[Front-end source files]
Start

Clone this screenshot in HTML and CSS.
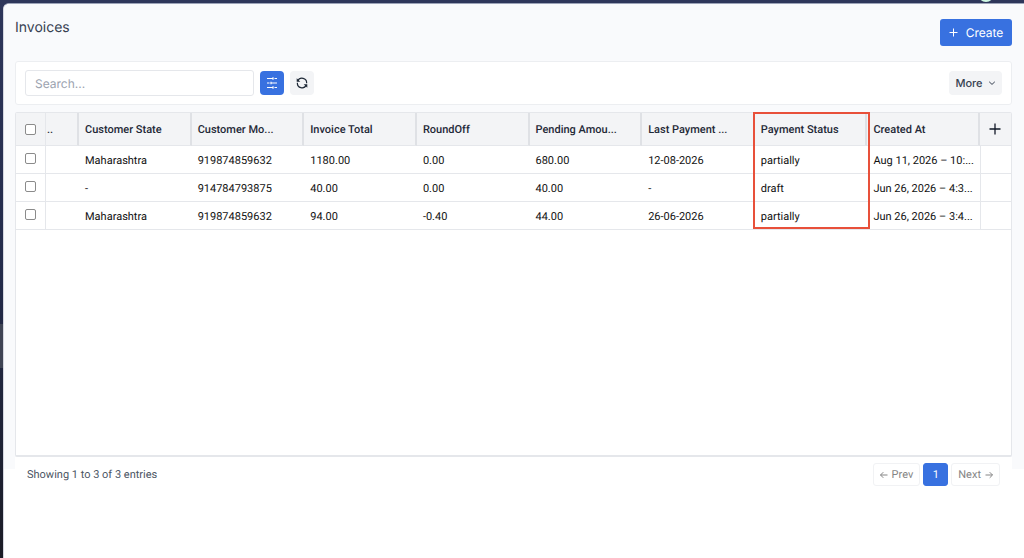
FILE: index.html
```html
<!DOCTYPE html>
<html lang="en">
<head>
<meta charset="utf-8">
<meta name="viewport" content="width=device-width, initial-scale=1">
<title>Invoices</title>
<link rel="stylesheet" href="styles.css">
</head>
<body class="app">
<div class="topbar"><span class="avatar"></span></div>
<aside class="rail"><span class="rail-active"></span></aside>
<main class="page">
  <section class="workspace">
    <header class="page-head">
      <h1 class="title">Invoices</h1>
      <button class="btn-create" type="button">
        <svg width="9" height="9" viewBox="0 0 9 9" fill="none" stroke="currentColor" stroke-width="1" aria-hidden="true"><path d="M4.5 .5v8M.5 4.5h8"/></svg>
        Create
      </button>
    </header>
    <div class="toolbar">
      <input class="search" type="text" placeholder="Search..." aria-label="Search">
      <button class="icon-btn icon-btn-primary" type="button" aria-label="Filters">
        <svg width="12" height="12" viewBox="0 0 12 12" fill="none" stroke="currentColor" stroke-width="1" aria-hidden="true"><path d="M1 1.500h6M8.500 1.500H11M1 6h2.500M5 6h6M1 10.500h6M8.500 10.500H11"/><path d="M7 .2v2.600M5 4.700v2.600M7 9.200v2.600" stroke-width="1.200"/></svg>
      </button>
      <button class="icon-btn" type="button" aria-label="Refresh">
        <svg width="12" height="12" viewBox="0 0 12 12" fill="none" stroke="currentColor" stroke-width="1.200" aria-hidden="true"><path d="M1.800 4A4.600 4.600 0 0 1 10.600 6.200M10.200 8A4.600 4.600 0 0 1 1.400 5.800"/><path d="M.7 1.200v3.600h3.600zM11.300 10.800V7.200H7.700z" fill="currentColor" stroke="none"/></svg>
      </button>
      <button class="btn-more" type="button">More
        <svg width="8" height="8" viewBox="0 0 8 8" fill="none" stroke="currentColor" stroke-width="1" aria-hidden="true"><path d="M1.200 2.800 4 5.400l2.800-2.600"/></svg>
      </button>
    </div>
    <div class="grid">
      <table class="table">
        <colgroup><col class="col-check"><col class="col-edge"><col><col><col><col><col><col><col><col><col class="col-add"></colgroup>
        <thead>
          <tr>
            <th class="check"><input type="checkbox" aria-label="Select all"></th>
            <th class="edge">..</th>
            <th>Customer State</th>
            <th>Customer Mo...</th>
            <th>Invoice Total</th>
            <th>RoundOff</th>
            <th>Pending Amou...</th>
            <th>Last Payment ...</th>
            <th class="marked">Payment Status<span class="marker"></span></th>
            <th>Created At</th>
            <th class="add"><button class="btn-add" type="button" aria-label="Add column"><svg width="12" height="12" viewBox="0 0 12 12" fill="none" stroke="currentColor" stroke-width="1.300" aria-hidden="true"><path d="M6 .5v11M.5 6h11"/></svg></button></th>
          </tr>
        </thead>
        <tbody>
          <tr><td class="check"><input type="checkbox" aria-label="Select row 1"></td><td></td><td>Maharashtra</td><td>919874859632</td><td>1180.00</td><td>0.00</td><td>680.00</td><td>12-08-2026</td><td>partially</td><td>Aug 11, 2026 – 10:...</td><td class="last"></td></tr>
          <tr><td class="check"><input type="checkbox" aria-label="Select row 2"></td><td></td><td>-</td><td>914784793875</td><td>40.00</td><td>0.00</td><td>40.00</td><td>-</td><td>draft</td><td>Jun 26, 2026 – 4:3...</td><td class="last"></td></tr>
          <tr><td class="check"><input type="checkbox" aria-label="Select row 3"></td><td></td><td>Maharashtra</td><td>919874859632</td><td>94.00</td><td>-0.40</td><td>44.00</td><td>26-06-2026</td><td>partially</td><td>Jun 26, 2026 – 3:4...</td><td class="last"></td></tr>
        </tbody>
      </table>
    </div>
  </section>
  <footer class="footer">
    <span>Showing 1 to 3 of 3 entries</span>
    <nav class="pager" aria-label="Pagination">
      <button class="page-btn" type="button"><svg width="8" height="8" viewBox="0 0 8 8" fill="none" stroke="currentColor" stroke-width="1" aria-hidden="true"><path d="M7.500 4h-7M3.300 1.200.5 4l2.800 2.800"/></svg>Prev</button>
      <button class="page-btn page-current" type="button" aria-current="page">1</button>
      <button class="page-btn" type="button">Next<svg width="8" height="8" viewBox="0 0 8 8" fill="none" stroke="currentColor" stroke-width="1" aria-hidden="true"><path d="M.5 4h7M4.700 1.200 7.500 4 4.700 6.800"/></svg></button>
    </nav>
  </footer>
</main>
</body>
</html>
```
FILE: styles.css
```css
* { box-sizing: border-box; }

.app {
  margin: 0;
  min-height: 100vh;
  display: grid;
  grid-template-columns: 3px 1fr;
  grid-template-rows: 3px 1fr;
  background: #2e365a;
  color: #1f2937;
  font-family: Inter, "Liberation Sans", sans-serif;
  font-size: 11px;
  text-rendering: geometricPrecision;
}

button, input { font: inherit; margin: 0; text-rendering: inherit; }
button { border: 0; padding: 0; display: inline-flex; align-items: center; justify-content: center; }
svg { display: block; flex: none; }

.topbar {
  grid-column: 1 / -1;
  display: flex;
  justify-content: flex-end;
  padding-right: 30px;
  overflow: hidden;
}
.avatar { width: 16px; height: 16px; margin-top: -14px; border-radius: 50%; background: #d1fae5; }

.rail { background: linear-gradient(#2e365a, #232b4a 50%, #1b1c26); padding-top: 321px; }
.rail-active { display: block; height: 44px; background: #3f4454; }

.page {
  min-width: 0;
  display: flex;
  flex-direction: column;
  border-top: 1px solid #9ca3b8;
  border-left: 1px solid #d5d7e0;
  border-radius: 6px 0 0 0;
  background: #fff;
  overflow: hidden;
}
.workspace {
  flex: 1;
  display: flex;
  flex-direction: column;
  padding: 14px 12px 12px 11px;
  background: #f9fafc;
}

.page-head { display: flex; justify-content: space-between; align-items: flex-start; margin-bottom: 15px; }
.title { margin: 0; font-size: 14px; line-height: 19px; font-weight: 400; color: #374151; }
.btn-create {
  width: 72px;
  height: 27px;
  margin-top: 1px;
  gap: 8px;
  border-radius: 3px;
  background: #3871e0;
  color: #fff;
  font-size: 12px;
}

.toolbar {
  display: flex;
  align-items: center;
  gap: 6px;
  height: 44px;
  margin-bottom: 7px;
  padding: 0 9px;
  border: 1px solid #eceef1;
  border-radius: 3px;
  background: #fff;
}
.search {
  width: 229px;
  height: 26px;
  padding: 0 9px;
  border: 1px solid #e5e7eb;
  border-radius: 3px;
  background: #fff;
  font-size: 12px;
}
.search::placeholder { color: #9ca3af; }
.icon-btn { width: 24px; height: 24px; border-radius: 4px; background: #f3f4f6; color: #1f2937; }
.icon-btn-primary { background: #3871e0; color: #fff; }
.btn-more { width: 53px; height: 24px; margin-left: auto; gap: 5px; border-radius: 4px; background: #f3f4f6; color: #374151; font-weight: 500; }

.grid { flex: 1; border: 1px solid #e5e7eb; border-bottom-width: 2px; border-radius: 2px; background: #fff; }
.table { width: 100%; table-layout: fixed; border-collapse: separate; border-spacing: 0; font-family: Roboto, "Liberation Sans", sans-serif; }
.col-check { width: 30px; }
.col-edge { width: 33px; }
.col-add { width: 31px; }
.table th {
  height: 33px;
  padding: 0 0 0 6px;
  border-right: 2px solid #dfe1e5;
  border-bottom: 1px solid #e5e7eb;
  background: #f3f4f6;
  text-align: left;
  font-weight: 500;
  white-space: nowrap;
}
.table td {
  height: 28px;
  padding: 2px 0 0 6px;
  border-bottom: 1px solid #e5e7eb;
  color: #111;
  white-space: nowrap;
}
.table .check { padding: 0 0 0 9px; border-right: 1px solid #e5e7eb; }
.table td.check { padding-bottom: 2px; }
.table .edge { padding-left: 1px; }
.table .add { padding: 0 0 0 9px; border-right: 0; }
.table .last { border-left: 1px solid #e5e7eb; }
.check input {
  display: block;
  appearance: none;
  width: 11px;
  height: 11px;
  border: 1px solid #8b8b8b;
  border-radius: 2px;
  background: #fff;
}
.btn-add { display: flex; background: none; color: #111827; }
.table .marked { position: relative; }
.marker {
  position: absolute;
  top: -1px;
  left: -2px;
  width: 117px;
  height: 117px;
  border: 2px solid #e8503a;
  pointer-events: none;
}

.footer {
  display: flex;
  justify-content: space-between;
  align-items: flex-start;
  min-height: 101px;
  margin: -12px 12px 0 11px;
  padding: 6px 12px;
  background: #fff;
  color: #4b5563;
  font-family: Roboto, "Liberation Sans", sans-serif;
  line-height: 24px;
}
.pager { display: flex; gap: 3px; }
.page-btn {
  height: 23px;
  padding: 0 6px;
  gap: 4px;
  border: 1px solid #f1f2f4;
  border-radius: 3px;
  background: #fff;
  color: #858585;
}
.page-current { width: 25px; border-color: #3871e0; background: #3871e0; color: #fff; }
```
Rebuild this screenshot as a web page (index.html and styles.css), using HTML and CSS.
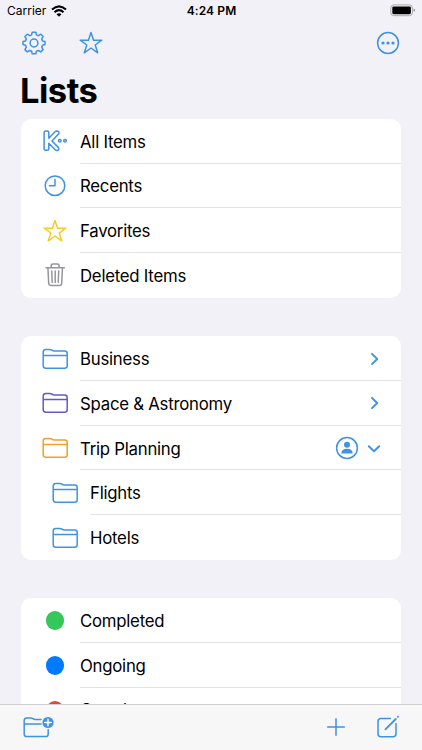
FILE: index.html
```html
<!DOCTYPE html>
<html lang="en">
<head>
    <meta charset="utf-8">
    <meta name="viewport" content="width=device-width, initial-scale=1">
    <title>Lists</title>
    <link rel="stylesheet" href="styles.css">
</head>
<body>
    <!-- Shared icon shapes -->
    <svg class="sprite">
        <symbol id="folder" viewBox="0 0 28 24">
            <path d="M2.2 18.5V5Q2.2 2.4 4.8 2.4H8.6Q10 2.4 11 3.2T13.2 4H23.8Q26.2 4 26.2 6.4V18.8Q26.2 21.2 23.8 21.2H4.8Q2.2 21.2 2.2 18.5ZM2.2 8.6H26.2"/>
        </symbol>
        <symbol id="star" viewBox="0 0 24 24">
            <path d="M12 1.4 14.6 9.2H22.8L16.2 14 18.7 21.8 12 17 5.3 21.8 7.8 14 1.2 9.2H9.4Z"/>
        </symbol>
    </svg>

    <div class="phone">
        <header class="status">
            <div class="carrier">
                <span>Carrier</span>
                <svg class="wifi" viewBox="0 0 16 12">
                    <path d="M1 4.6Q8 -1.9 15 4.6M3.5 7.2Q8 3.1 12.5 7.2"/>
                    <path class="fill" d="M5.5 9.2Q8 7.2 10.5 9.2L8 11.7Z"/>
                </svg>
            </div>
            <span class="time">4:24 PM</span>
            <svg class="battery" viewBox="0 0 26 13">
                <rect class="shell" x=".8" y=".9" width="21.6" height="10.8" rx="3"/>
                <rect x="2.3" y="2.4" width="18.6" height="7.8" rx="1.4"/>
                <path class="cap" d="M23.7 4.5Q25 5 25 6.3T23.7 8.1Z"/>
            </svg>
        </header>

        <nav class="top">
            <svg class="icon gear" viewBox="0 0 24 24">
                <path d="M10.2 1.2h3.6l.6 2.7 2 .8 2.4-1.5 2.3 2.3-1.4 2.4.8 2 2.5.5v3.2l-2.5.6-.8 2 1.4 2.4-2.4 2.3-2.3-1.4-2 .8-.6 2.5h-3.6l-.6-2.5-2-.8-2.3 1.4-2.4-2.3 1.4-2.4-.8-2-2.5-.6v-3.2l2.5-.5.8-2-1.4-2.4 2.3-2.3 2.4 1.5 2-.8Z"/>
                <circle cx="12" cy="12" r="3.9"/>
            </svg>
            <svg class="icon star-top"><use href="#star"/></svg>
            <svg class="icon more" viewBox="0 0 24 24">
                <circle cx="12" cy="12" r="10.4"/>
                <g class="solid"><circle cx="7" cy="12" r="1.6"/><circle cx="12" cy="12" r="1.6"/><circle cx="17" cy="12" r="1.6"/></g>
            </svg>
        </nav>

        <h1>Lists</h1>

        <main>
            <ul class="card">
                <li>
                    <span class="lead"><svg class="icon s24" viewBox="0 0 24 24">
                        <path d="M1.1 3.4Q1.1 1.9 2.6 1.9H4.3Q5.8 1.9 5.8 3.4V9.3L12 2.7Q12.8 1.9 14 1.9 16.1 2 16 3.8 15.9 4.6 15.2 5.3L9 12 15.3 18.4Q16.7 20.1 15 21.2 13.3 21.9 12.2 20.8L5.8 14.3V19.7Q5.8 21.2 4.3 21.2H2.6Q1.1 21.2 1.1 19.7Z"/>
                        <circle cx="16.8" cy="11.7" r="1.3"/><circle cx="22" cy="11.7" r="1.3"/>
                    </svg></span>
                    <span class="label">All Items</span>
                </li>
                <li>
                    <span class="lead"><svg class="icon s24" viewBox="0 0 24 24"><circle cx="12" cy="11.7" r="9.8"/><path d="M12 5.4V11.8H6.4"/></svg></span>
                    <span class="label">Recents</span>
                </li>
                <li>
                    <span class="lead"><svg class="icon s24 yellow"><use href="#star"/></svg></span>
                    <span class="label">Favorites</span>
                </li>
                <li>
                    <span class="lead"><svg class="icon s24 gray" viewBox="0 0 24 24">
                        <path d="M3 4.8H21.4M8.2 4.6V2.8Q8.2.9 10.1.9H14.2Q16.1.9 16.1 2.8V4.6M4.9 4.8 5.7 20.3Q5.9 22.6 8 22.6H16.4Q18.5 22.6 18.7 20.3L19.5 4.8M8.7 8 9.2 19.4M12.2 8V19.4M15.7 8 15.2 19.4"/>
                    </svg></span>
                    <span class="label">Deleted Items</span>
                </li>
            </ul>

            <ul class="card">
                <li>
                    <span class="lead"><svg class="icon folder"><use href="#folder"/></svg></span>
                    <span class="label">Business</span>
                    <svg class="icon chevron" viewBox="0 0 14 14"><path d="M5 1.8 10.2 7 5 12.2"/></svg>
                </li>
                <li>
                    <span class="lead"><svg class="icon folder purple"><use href="#folder"/></svg></span>
                    <span class="label">Space &amp; Astronomy</span>
                    <svg class="icon chevron" viewBox="0 0 14 14"><path d="M5 1.8 10.2 7 5 12.2"/></svg>
                </li>
                <li>
                    <span class="lead"><svg class="icon folder orange"><use href="#folder"/></svg></span>
                    <span class="label">Trip Planning</span>
                    <svg class="icon person" viewBox="0 0 24 24">
                        <circle cx="12" cy="12" r="10.4"/>
                        <g class="solid"><circle cx="12" cy="8.7" r="3"/><path d="M6.3 17.5Q6.4 12.8 12 12.8T17.7 17.5Z"/></g>
                    </svg>
                    <svg class="icon chevron" viewBox="0 0 14 14"><path d="M1.8 5.2 7 10.2 12.2 5.2"/></svg>
                </li>
                <li class="nested">
                    <span class="lead"><svg class="icon folder"><use href="#folder"/></svg></span>
                    <span class="label">Flights</span>
                </li>
                <li class="nested">
                    <span class="lead"><svg class="icon folder"><use href="#folder"/></svg></span>
                    <span class="label">Hotels</span>
                </li>
            </ul>

            <ul class="card">
                <li><span class="lead"><i class="dot green"></i></span><span class="label">Completed</span></li>
                <li><span class="lead"><i class="dot blue"></i></span><span class="label">Ongoing</span></li>
                <li class="partial"><span class="lead"><i class="dot red"></i></span><span class="label">Overdue</span></li>
            </ul>
        </main>

        <footer class="toolbar">
            <svg class="icon new-folder" viewBox="0 0 32 26">
                <path d="M19 5.5H13.2Q12 5.5 11 4.7T8.8 3.9H4.8Q2.2 3.9 2.2 6.5V19.9Q2.2 22.5 4.8 22.5H23.8Q26.2 22.5 26.2 19.9V15.5M2.2 10H19"/>
                <circle class="badge" cx="26" cy="8.5" r="5.6"/>
                <path class="plus-mark" d="M26 5.2V11.8M22.7 8.5H29.3"/>
            </svg>
            <svg class="icon plus" viewBox="0 0 20 20"><path d="M10 1.7V18.3M1.7 10H18.3"/></svg>
            <svg class="icon compose" viewBox="0 0 24 24">
                <path d="M14.4 3.6H5Q2 3.6 2 6.6V18.7Q2 21.7 5 21.7H17Q20 21.7 20 18.7V8.6"/>
                <path class="pencil" d="M9.4 14.4 19.8 4M21.9 1.9 22.1 1.7"/>
            </svg>
        </footer>
    </div>
</body>
</html>
```

FILE: styles.css
```css
* {
    box-sizing: border-box;
}
body {
    margin: 0;
    background: #f2f1f8;
    font-family: Inter, 'Liberation Sans', sans-serif;
    color: #000;
}
.sprite {
    display: none;
}
.phone {
    display: flex;
    flex-direction: column;
    height: 750px;
    overflow: hidden;
}
.icon {
    flex: none;
    fill: none;
    stroke: #3f93e2;
    stroke-width: 1.5;
    stroke-linejoin: round;
    stroke-linecap: round;
}
.solid {
    fill: #3f93e2;
    stroke: none;
}

/* Status bar */
.status {
    flex: none;
    display: grid;
    grid-template-columns: 1fr auto 1fr;
    align-items: center;
    height: 21px;
    padding: 0 6px 0 7px;
    font-size: 12px;
}
.carrier {
    display: flex;
    align-items: center;
    gap: 5px;
}
.wifi {
    width: 16px;
    height: 12px;
    fill: none;
    stroke: #000;
    stroke-width: 2;
}
.wifi .fill {
    fill: #000;
    stroke: none;
}
.time {
    font-weight: 600;
    font-size: 12px;
    letter-spacing: 0.1px;
}
.battery {
    justify-self: end;
    width: 26px;
    height: 13px;
}
.battery .shell {
    fill: none;
    stroke: #aaa9af;
    stroke-width: 1;
}
.battery .cap {
    fill: #8a898f;
}

/* Navigation */
.top {
    flex: none;
    display: flex;
    align-items: center;
    height: 44px;
    padding: 0 22px;
}
.gear,
.star-top,
.more,
.s24 {
    width: 24px;
    height: 24px;
}
.star-top {
    margin-left: 33px;
}
.more {
    margin-left: auto;
}
h1 {
    flex: none;
    height: 53.8px;
    margin: 0;
    padding-left: 20px;
    font-size: 34.5px;
    line-height: 51px;
    font-weight: 700;
    letter-spacing: -0.5px;
}

/* Grouped lists */
main {
    flex: 1;
    min-height: 0;
    overflow: hidden;
    padding: 0 21px;
}
.card {
    margin: 0 0 38.4px;
    padding: 0;
    list-style: none;
    background: #fff;
    border-radius: 10px;
    overflow: hidden;
}
.card li {
    display: flex;
    height: 44.75px;
    align-items: center;
    padding-right: 20px;
    background: linear-gradient(#e3e3e6, #e3e3e6) 59px 100% / 100% 1px no-repeat;
}
.card li.nested {
    padding-left: 10px;
    background-position-x: 69px;
}
.card li:last-child {
    background: none;
}
.lead {
    flex: none;
    display: flex;
    justify-content: center;
    width: 26px;
    margin: 0 12px 0 21px;
}
.label {
    flex: 1;
    padding-top: 1px;
    font-size: 16.8px;
    letter-spacing: -0.25px;
}
.partial .label {
    padding: 0 0 1px;
}
.folder {
    width: 28px;
    height: 24px;
}
.chevron {
    width: 14px;
    height: 14px;
    stroke-width: 1.9;
}
.person {
    width: 24px;
    height: 24px;
    margin-right: 8px;
}
.yellow {
    stroke: #f8ca24;
}
.gray {
    stroke: #96969a;
}
.purple {
    stroke: #6459c4;
}
.orange {
    stroke: #f0a02e;
}
.dot {
    width: 18.5px;
    height: 18.5px;
    border-radius: 50%;
}
.green {
    background: #34c759;
}
.blue {
    background: #007aff;
}
.red {
    background: #eb4136;
}

/* Bottom toolbar */
.toolbar {
    flex: none;
    display: flex;
    align-items: center;
    height: 46px;
    padding: 0 22px 2px;
    border-top: 1px solid #d0d0d3;
    background: #f7f7f8;
}
.new-folder {
    width: 32px;
    height: 26px;
}
.badge {
    fill: #3f93e2;
    stroke: none;
}
.plus-mark {
    stroke: #fff;
}
.plus {
    width: 20px;
    height: 20px;
    margin: 0 30px 0 auto;
}
.compose {
    width: 24px;
    height: 24px;
}
.pencil {
    stroke-width: 1.8;
}
```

End

REQUIRED WORK = Find the word "screenshot" in the data and show each line that holds it.

EXERCISE OUTPUT =
Clone this screenshot in HTML and CSS.
Rebuild this screenshot as a web page (index.html and styles.css), using HTML and CSS.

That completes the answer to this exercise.